Gaps can be represented in the UI with a message like "We failed to get some messages in this gap, try again 🗘.", giving users clear feedback. Regardless of clients trying to fill in gaps automatically, I would still suggest to display gaps so people can tell what's happening.

This is basically a simplified version of MSC4282 leveraging MSC3871: Gappy timelines to get proper client feedback to indicate where the gaps are so we can skip backfill without worrying. For reference, skipping backfill without letting clients know where the gaps are just means they won't ever know that they are missing messages.

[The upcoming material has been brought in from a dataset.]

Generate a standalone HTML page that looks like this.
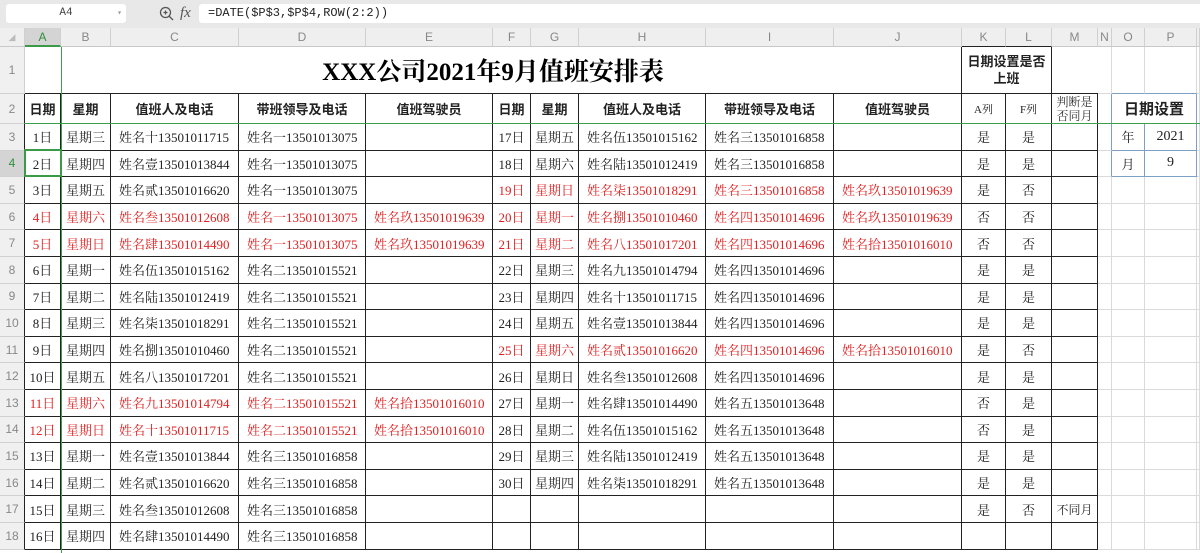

-- @MadLittleMods, https://github.com/element-hq/how-hard-can-it-be-2025/issues/47#issuecomment-3234339497


Since this problem is more frequent with simplified sliding sync, one could imagine that a client
would find a simplified-sliding-sync specific solution. For instance, it could increase the
`timeline_limit` window to get more and more events from the end of the room, up to the previous
latest event they knew about, and thus *not* cause backfill requests. This is a workaround that
would work, but not be optimal in terms of bandwidth and server CPU activity, as it would mean
including lots of events the client has already seen before (viz., the increasing tail of the
room's timeline).

We could also have a new separate paginated endpoint to retrieve the previous events in the *sync*
ordering, thus not causing any backfill requests. It would be strictly more work to implement, and
it is unclear that it would achieve more than the current proposal.